# [Required task]
Take the line containing "Clone this screenshot in React, TypeScript and Tailwind" as the first line and the line containing "import React from 'react'" as the last, and output that span verbatim without any images.

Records
— Start —

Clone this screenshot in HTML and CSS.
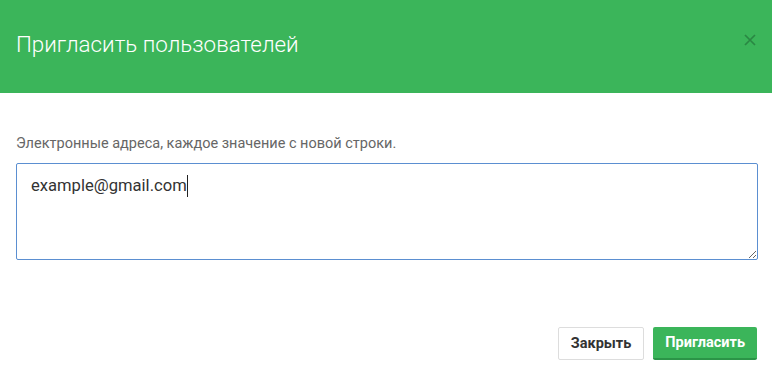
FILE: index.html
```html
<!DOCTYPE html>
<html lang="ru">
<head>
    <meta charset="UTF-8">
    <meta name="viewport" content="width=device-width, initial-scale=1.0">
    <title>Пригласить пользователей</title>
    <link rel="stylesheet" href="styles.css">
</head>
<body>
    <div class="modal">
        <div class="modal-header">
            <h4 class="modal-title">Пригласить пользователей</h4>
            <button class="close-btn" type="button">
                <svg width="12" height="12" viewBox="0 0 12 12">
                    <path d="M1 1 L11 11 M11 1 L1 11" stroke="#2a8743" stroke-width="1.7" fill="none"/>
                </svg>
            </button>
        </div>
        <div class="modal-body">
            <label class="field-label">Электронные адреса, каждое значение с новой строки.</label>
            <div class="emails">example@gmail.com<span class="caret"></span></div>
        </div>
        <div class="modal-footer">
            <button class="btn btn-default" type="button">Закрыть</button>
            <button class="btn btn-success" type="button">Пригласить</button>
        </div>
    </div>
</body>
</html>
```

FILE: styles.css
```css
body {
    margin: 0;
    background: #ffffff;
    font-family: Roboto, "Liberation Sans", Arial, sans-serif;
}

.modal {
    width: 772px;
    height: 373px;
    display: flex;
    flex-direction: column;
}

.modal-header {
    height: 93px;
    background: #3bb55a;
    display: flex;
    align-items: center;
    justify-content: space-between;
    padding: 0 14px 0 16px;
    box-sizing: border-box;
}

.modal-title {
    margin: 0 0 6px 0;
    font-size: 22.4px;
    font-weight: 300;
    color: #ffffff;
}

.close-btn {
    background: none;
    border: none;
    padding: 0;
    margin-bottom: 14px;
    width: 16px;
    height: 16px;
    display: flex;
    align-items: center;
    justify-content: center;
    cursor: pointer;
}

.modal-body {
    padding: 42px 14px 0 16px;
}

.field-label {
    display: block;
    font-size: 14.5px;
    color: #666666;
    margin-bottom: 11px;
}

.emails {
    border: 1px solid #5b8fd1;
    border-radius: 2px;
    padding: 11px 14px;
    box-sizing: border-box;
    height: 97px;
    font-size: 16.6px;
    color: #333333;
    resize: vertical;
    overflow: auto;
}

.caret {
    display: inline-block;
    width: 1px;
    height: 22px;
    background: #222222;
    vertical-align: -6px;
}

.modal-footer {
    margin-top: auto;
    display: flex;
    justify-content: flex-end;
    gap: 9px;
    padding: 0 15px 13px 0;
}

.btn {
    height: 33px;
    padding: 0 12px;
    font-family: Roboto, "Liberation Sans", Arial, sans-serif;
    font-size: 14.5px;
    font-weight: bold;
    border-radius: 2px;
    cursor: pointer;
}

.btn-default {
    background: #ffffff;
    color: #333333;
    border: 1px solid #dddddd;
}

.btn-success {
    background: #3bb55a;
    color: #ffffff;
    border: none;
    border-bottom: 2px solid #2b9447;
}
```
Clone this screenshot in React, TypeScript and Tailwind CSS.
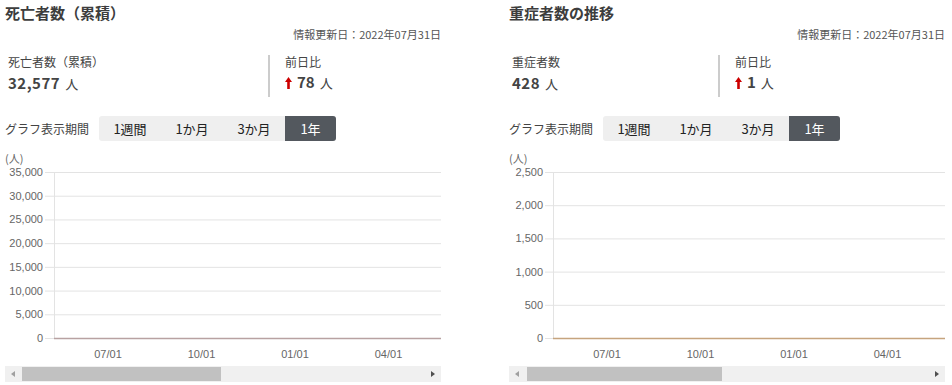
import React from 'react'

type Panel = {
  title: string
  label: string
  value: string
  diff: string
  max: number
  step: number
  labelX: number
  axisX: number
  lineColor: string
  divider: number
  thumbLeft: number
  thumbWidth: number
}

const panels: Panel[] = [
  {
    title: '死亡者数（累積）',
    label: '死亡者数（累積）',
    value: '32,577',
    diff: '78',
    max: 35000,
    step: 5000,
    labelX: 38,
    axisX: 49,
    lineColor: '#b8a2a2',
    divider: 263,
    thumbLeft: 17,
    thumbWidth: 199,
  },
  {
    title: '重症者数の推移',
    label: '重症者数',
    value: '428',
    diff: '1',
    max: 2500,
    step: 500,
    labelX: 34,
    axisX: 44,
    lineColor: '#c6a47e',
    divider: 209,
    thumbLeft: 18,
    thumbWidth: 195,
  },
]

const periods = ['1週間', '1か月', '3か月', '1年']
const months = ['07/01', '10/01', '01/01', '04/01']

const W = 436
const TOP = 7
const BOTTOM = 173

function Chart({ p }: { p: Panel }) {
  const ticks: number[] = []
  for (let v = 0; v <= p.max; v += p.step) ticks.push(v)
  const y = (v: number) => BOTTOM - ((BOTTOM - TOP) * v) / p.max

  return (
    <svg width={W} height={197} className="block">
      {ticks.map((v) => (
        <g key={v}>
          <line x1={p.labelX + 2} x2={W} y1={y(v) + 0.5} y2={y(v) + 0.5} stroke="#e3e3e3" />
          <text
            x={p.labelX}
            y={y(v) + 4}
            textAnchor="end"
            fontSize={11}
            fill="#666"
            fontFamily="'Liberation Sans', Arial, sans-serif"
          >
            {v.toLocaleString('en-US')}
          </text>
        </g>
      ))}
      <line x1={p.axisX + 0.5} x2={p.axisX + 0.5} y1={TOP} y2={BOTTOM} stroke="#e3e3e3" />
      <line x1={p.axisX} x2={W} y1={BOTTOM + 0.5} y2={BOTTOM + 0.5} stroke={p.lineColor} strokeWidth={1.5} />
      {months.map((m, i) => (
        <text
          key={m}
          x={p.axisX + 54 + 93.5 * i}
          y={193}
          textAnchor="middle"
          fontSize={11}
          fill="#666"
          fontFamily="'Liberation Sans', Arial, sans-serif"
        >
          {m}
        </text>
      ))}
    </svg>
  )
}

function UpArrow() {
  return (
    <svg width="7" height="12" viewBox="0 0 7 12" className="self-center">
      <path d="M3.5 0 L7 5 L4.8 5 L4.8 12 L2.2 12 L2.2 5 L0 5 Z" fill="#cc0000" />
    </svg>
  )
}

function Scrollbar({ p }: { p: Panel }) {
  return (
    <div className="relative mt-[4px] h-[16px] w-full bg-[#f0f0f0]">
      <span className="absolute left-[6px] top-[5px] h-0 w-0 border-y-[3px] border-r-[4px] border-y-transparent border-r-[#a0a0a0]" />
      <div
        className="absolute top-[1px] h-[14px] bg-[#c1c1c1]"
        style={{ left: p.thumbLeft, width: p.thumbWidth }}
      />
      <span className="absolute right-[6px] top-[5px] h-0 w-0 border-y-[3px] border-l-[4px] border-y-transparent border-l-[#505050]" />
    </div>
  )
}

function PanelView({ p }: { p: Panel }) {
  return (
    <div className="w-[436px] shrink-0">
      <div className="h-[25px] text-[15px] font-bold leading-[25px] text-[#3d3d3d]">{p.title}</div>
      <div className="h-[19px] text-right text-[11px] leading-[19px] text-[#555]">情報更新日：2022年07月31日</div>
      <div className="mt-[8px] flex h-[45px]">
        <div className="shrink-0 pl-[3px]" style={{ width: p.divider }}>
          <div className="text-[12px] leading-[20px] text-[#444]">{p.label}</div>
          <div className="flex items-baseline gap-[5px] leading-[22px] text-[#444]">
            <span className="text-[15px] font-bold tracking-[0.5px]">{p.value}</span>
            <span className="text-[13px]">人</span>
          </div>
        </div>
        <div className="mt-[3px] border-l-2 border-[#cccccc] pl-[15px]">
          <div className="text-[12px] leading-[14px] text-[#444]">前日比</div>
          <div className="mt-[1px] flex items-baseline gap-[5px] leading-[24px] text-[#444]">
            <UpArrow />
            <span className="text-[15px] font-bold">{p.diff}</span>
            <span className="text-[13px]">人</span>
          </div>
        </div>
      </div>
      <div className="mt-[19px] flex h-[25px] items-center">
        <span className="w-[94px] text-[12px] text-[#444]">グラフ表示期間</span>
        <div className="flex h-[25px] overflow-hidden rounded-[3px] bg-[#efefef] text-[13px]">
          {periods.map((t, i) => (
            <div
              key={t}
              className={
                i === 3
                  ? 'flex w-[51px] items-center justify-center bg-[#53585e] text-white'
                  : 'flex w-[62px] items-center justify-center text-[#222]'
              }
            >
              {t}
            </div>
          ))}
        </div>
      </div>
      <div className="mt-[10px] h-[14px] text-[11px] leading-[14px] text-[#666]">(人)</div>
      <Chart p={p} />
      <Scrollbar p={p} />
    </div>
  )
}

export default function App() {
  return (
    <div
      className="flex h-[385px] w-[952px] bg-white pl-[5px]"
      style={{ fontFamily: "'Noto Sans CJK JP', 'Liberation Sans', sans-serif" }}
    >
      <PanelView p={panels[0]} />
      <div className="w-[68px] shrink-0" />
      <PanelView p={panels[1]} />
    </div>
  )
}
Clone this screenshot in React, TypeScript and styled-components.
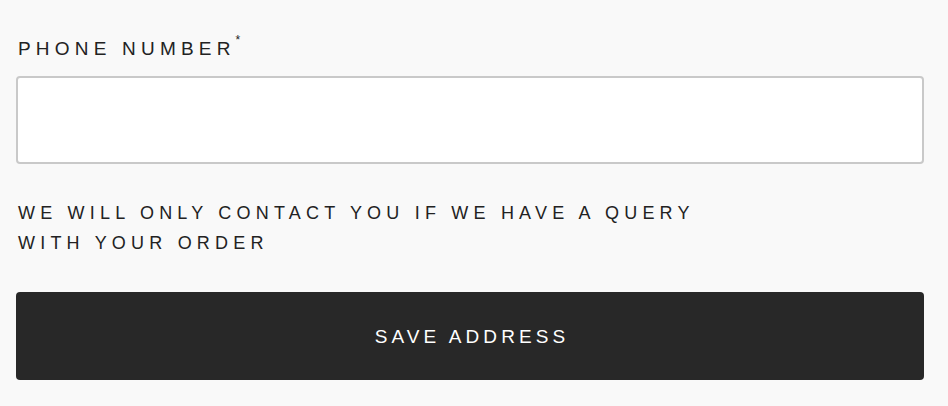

— End —

# [Response]
Clone this screenshot in React, TypeScript and Tailwind CSS.
import React from 'react'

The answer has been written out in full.